Devon Kauflin: I would say it’s something that comes more naturally, but along with that I definitely will spend the time to prune. Inconsistent meter flow can bother me enough that I don’t normally let a line become a line until it is consistent.

Bobby Gilles: On “Nail My Glory,” you revised the Isaac Watts hymn with your dad Bob Kauflin. What’s it like to co-write with your dad? Have you done a lot of it, or just a little? Did you grow up wanting to write like him, or with him, or to show him things you’d written?

Devon Kauflin: There is not a man I know that I respect more than my dad. Being able to work on writing with him is a tremendous honor, but serving the Lord alongside him is even greater.

In my early teenage years I hated my dad. I wanted nothing to do with him and certainly did not want to write like him or with him. But our God is a great redeemer! First, he rescued me from my sin and made me alive together with Him. But then God took what was a broken and seemingly hopeless relationship and transformed it into something I could have never imagined. Apart from my wife, my dad is my best friend.

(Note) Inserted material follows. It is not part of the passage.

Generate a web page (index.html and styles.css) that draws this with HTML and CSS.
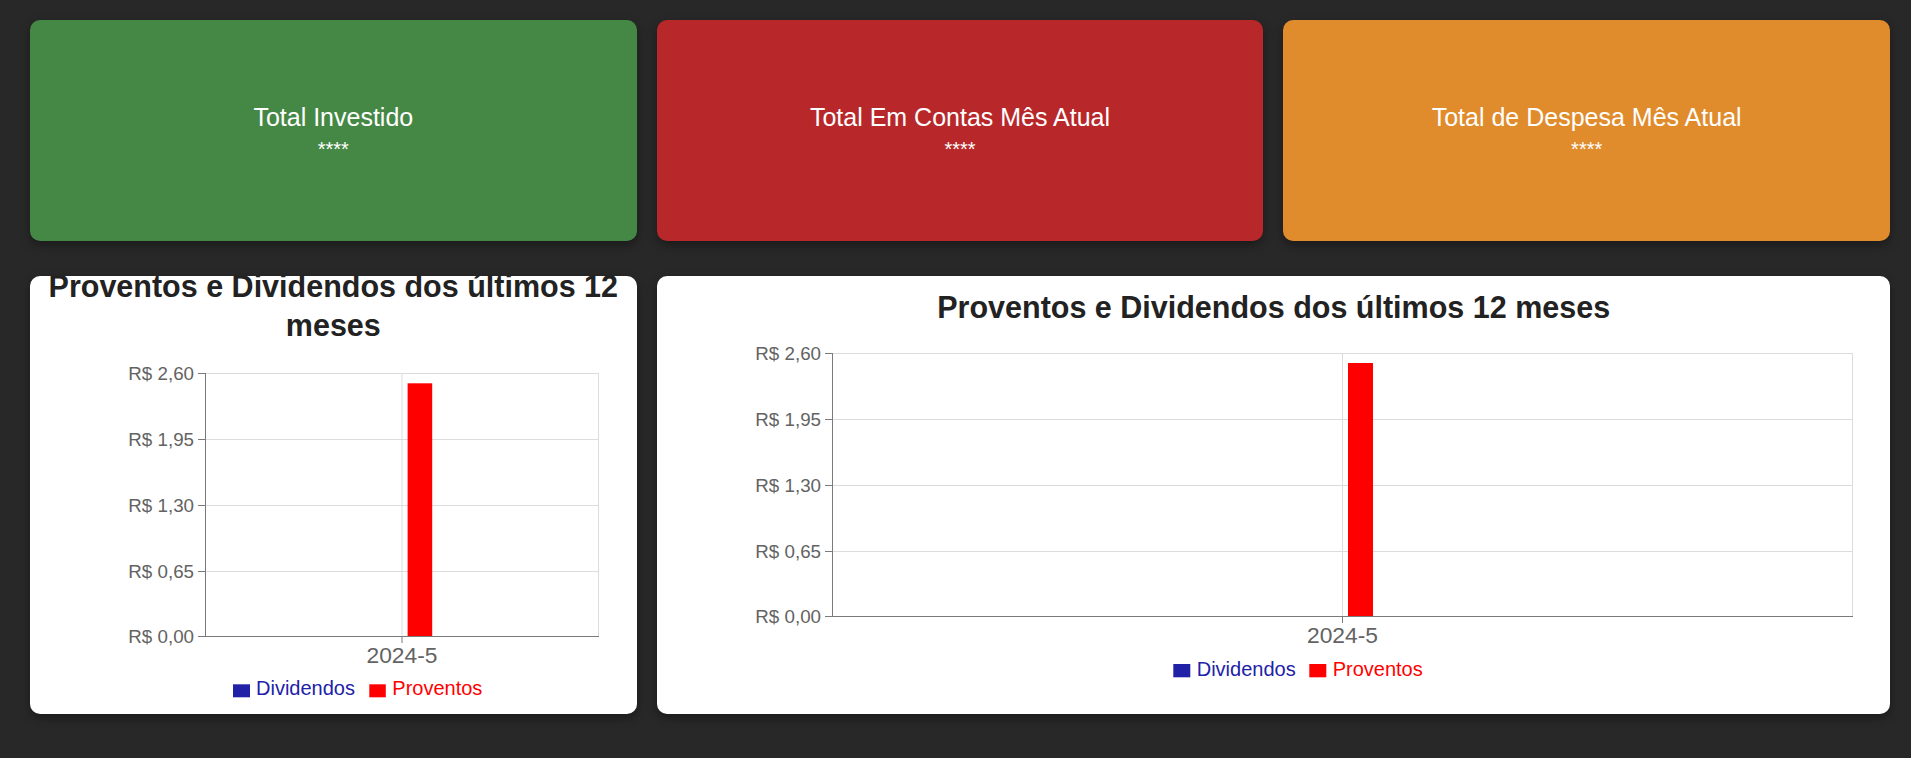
FILE: index.html
```html
<!DOCTYPE html>
<html lang="pt-BR">
<head>
<meta charset="utf-8">
<title>Dashboard</title>
<link rel="stylesheet" href="styles.css">
</head>
<body>
<main class="dashboard">
  <section class="stat-card stat-green">
    <h4 class="stat-title">Total Investido</h4>
    <div class="stat-value">****</div>
  </section>
  <section class="stat-card stat-red">
    <h4 class="stat-title">Total Em Contas Mês Atual</h4>
    <div class="stat-value">****</div>
  </section>
  <section class="stat-card stat-orange">
    <h4 class="stat-title">Total de Despesa Mês Atual</h4>
    <div class="stat-value">****</div>
  </section>

  <section class="chart-card">
    <svg class="chart" width="100%" height="438">
      <text class="chart-title" x="303.3" y="20.7" text-anchor="middle">Proventos e Dividendos dos últimos 12</text>
      <text class="chart-title" x="303.3" y="60" text-anchor="middle">meses</text>
      <g class="grid">
        <line x1="175" y1="97.5" x2="568.5" y2="97.5"/>
        <line x1="175" y1="163.5" x2="568.5" y2="163.5"/>
        <line x1="175" y1="229.5" x2="568.5" y2="229.5"/>
        <line x1="175" y1="295.5" x2="568.5" y2="295.5"/>
        <line x1="568.5" y1="97" x2="568.5" y2="361"/>
        <line x1="372" y1="97" x2="372" y2="361"/>
      </g>
      <rect class="bar-red" x="377.6" y="107.3" width="24.6" height="253.2"/>
      <g class="axis">
        <line x1="175.5" y1="97" x2="175.5" y2="361"/>
        <line x1="175" y1="360.5" x2="569" y2="360.5"/>
        <line x1="168" y1="97.5" x2="175" y2="97.5"/>
        <line x1="168" y1="163.5" x2="175" y2="163.5"/>
        <line x1="168" y1="229.5" x2="175" y2="229.5"/>
        <line x1="168" y1="295.5" x2="175" y2="295.5"/>
        <line x1="168" y1="360.5" x2="175" y2="360.5"/>
        <line x1="372" y1="361" x2="372" y2="367"/>
      </g>
      <g class="ylabels" text-anchor="end">
        <text x="164" y="103.5">R$ 2,60</text>
        <text x="164" y="169.5">R$ 1,95</text>
        <text x="164" y="235.5">R$ 1,30</text>
        <text x="164" y="301.5">R$ 0,65</text>
        <text x="164" y="366.5">R$ 0,00</text>
      </g>
      <text class="xlabel" x="372" y="386.7" text-anchor="middle">2024-5</text>
      <rect class="legend-blue" x="203" y="408.3" width="17" height="13"/>
      <text class="legend-text-blue" x="226" y="419">Dividendos</text>
      <rect class="bar-red" x="339.3" y="408.3" width="16.5" height="13"/>
      <text class="legend-text-red" x="362.3" y="419">Proventos</text>
    </svg>
  </section>

  <section class="chart-card chart-wide">
    <svg class="chart" width="100%" height="438">
      <text class="chart-title" x="616.7" y="42" text-anchor="middle">Proventos e Dividendos dos últimos 12 meses</text>
      <g class="grid">
        <line x1="175" y1="77.5" x2="1196" y2="77.5"/>
        <line x1="175" y1="143.5" x2="1196" y2="143.5"/>
        <line x1="175" y1="209.5" x2="1196" y2="209.5"/>
        <line x1="175" y1="275.5" x2="1196" y2="275.5"/>
        <line x1="1195.5" y1="77" x2="1195.5" y2="341"/>
        <line x1="685.5" y1="77" x2="685.5" y2="341"/>
      </g>
      <rect class="bar-red" x="691" y="87" width="25" height="253.5"/>
      <g class="axis">
        <line x1="175.5" y1="77" x2="175.5" y2="341"/>
        <line x1="175" y1="340.5" x2="1196" y2="340.5"/>
        <line x1="168" y1="77.5" x2="175" y2="77.5"/>
        <line x1="168" y1="143.5" x2="175" y2="143.5"/>
        <line x1="168" y1="209.5" x2="175" y2="209.5"/>
        <line x1="168" y1="275.5" x2="175" y2="275.5"/>
        <line x1="168" y1="340.5" x2="175" y2="340.5"/>
        <line x1="685.5" y1="341" x2="685.5" y2="347"/>
      </g>
      <g class="ylabels" text-anchor="end">
        <text x="164" y="83.5">R$ 2,60</text>
        <text x="164" y="149.5">R$ 1,95</text>
        <text x="164" y="215.5">R$ 1,30</text>
        <text x="164" y="281.5">R$ 0,65</text>
        <text x="164" y="346.5">R$ 0,00</text>
      </g>
      <text class="xlabel" x="685.5" y="367" text-anchor="middle">2024-5</text>
      <rect class="legend-blue" x="516.3" y="388" width="17" height="13.3"/>
      <text class="legend-text-blue" x="539.7" y="399.7">Dividendos</text>
      <rect class="bar-red" x="652.3" y="388" width="17" height="13.3"/>
      <text class="legend-text-red" x="675.7" y="399.7">Proventos</text>
    </svg>
  </section>
</main>
</body>
</html>
```

FILE: styles.css
```css
* {
  box-sizing: border-box;
}

html, body {
  margin: 0;
  padding: 0;
}

body {
  background: #282828;
  font-family: "Liberation Sans", Arial, sans-serif;
  color: #fff;
  height: 758px;
  overflow: hidden;
}

.dashboard {
  display: grid;
  grid-template-columns: repeat(3, 1fr);
  column-gap: 20px;
  row-gap: 35px;
  padding: 20px 21px 0 30px;
}

.stat-card {
  height: 221px;
  border-radius: 10px;
  display: flex;
  flex-direction: column;
  align-items: center;
  justify-content: center;
  box-shadow: 0 4px 10px rgba(0, 0, 0, 0.35);
  padding-top: 1.5px;
}

.stat-green { background: #458845; }
.stat-red { background: #b8282a; }
.stat-orange { background: #e08c2c; }

.stat-title {
  margin: 0 0 4.5px 0;
  font-size: 25px;
  font-weight: 400;
  line-height: 30px;
}

.stat-value {
  font-size: 20px;
  line-height: 24px;
}

.chart-card {
  height: 438px;
  background: #fff;
  border-radius: 10px;
  overflow: hidden;
  box-shadow: 0 4px 10px rgba(0, 0, 0, 0.35);
}

.chart-wide {
  grid-column: span 2;
}

.chart {
  display: block;
  font-family: "Liberation Sans", Arial, sans-serif;
}

.chart-title {
  font-size: 30.5px;
  font-weight: 700;
  fill: #222;
}

.grid line {
  stroke: #dcdcdc;
  stroke-width: 1;
}

.axis line {
  stroke: #7a7a7a;
  stroke-width: 1;
}

.ylabels text {
  font-size: 18.75px;
  fill: #636363;
}

.xlabel {
  font-size: 22.8px;
  fill: #636363;
}

.bar-red {
  fill: #ff0000;
}

.legend-blue {
  fill: #2121a8;
}

.legend-text-blue {
  font-size: 20px;
  fill: #2121a8;
}

.legend-text-red {
  font-size: 20px;
  fill: #ff0000;
}
```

Now, yes, I want to write like him. But much more than writing like him, I want to love God like him.

Bobby Gilles: What’s next for the Na Band?

Devon Kauflin: Simply, serve the Lord by serving our church and serving Sovereign Grace Music however we can. We have the opportunity to lead at this year’s Next Conference in Orlando which is focused on loving the Church. We are really looking forward to that time. Beyond that we’ll see what doors God opens and we will seek to keep humbly pointing people to Christ.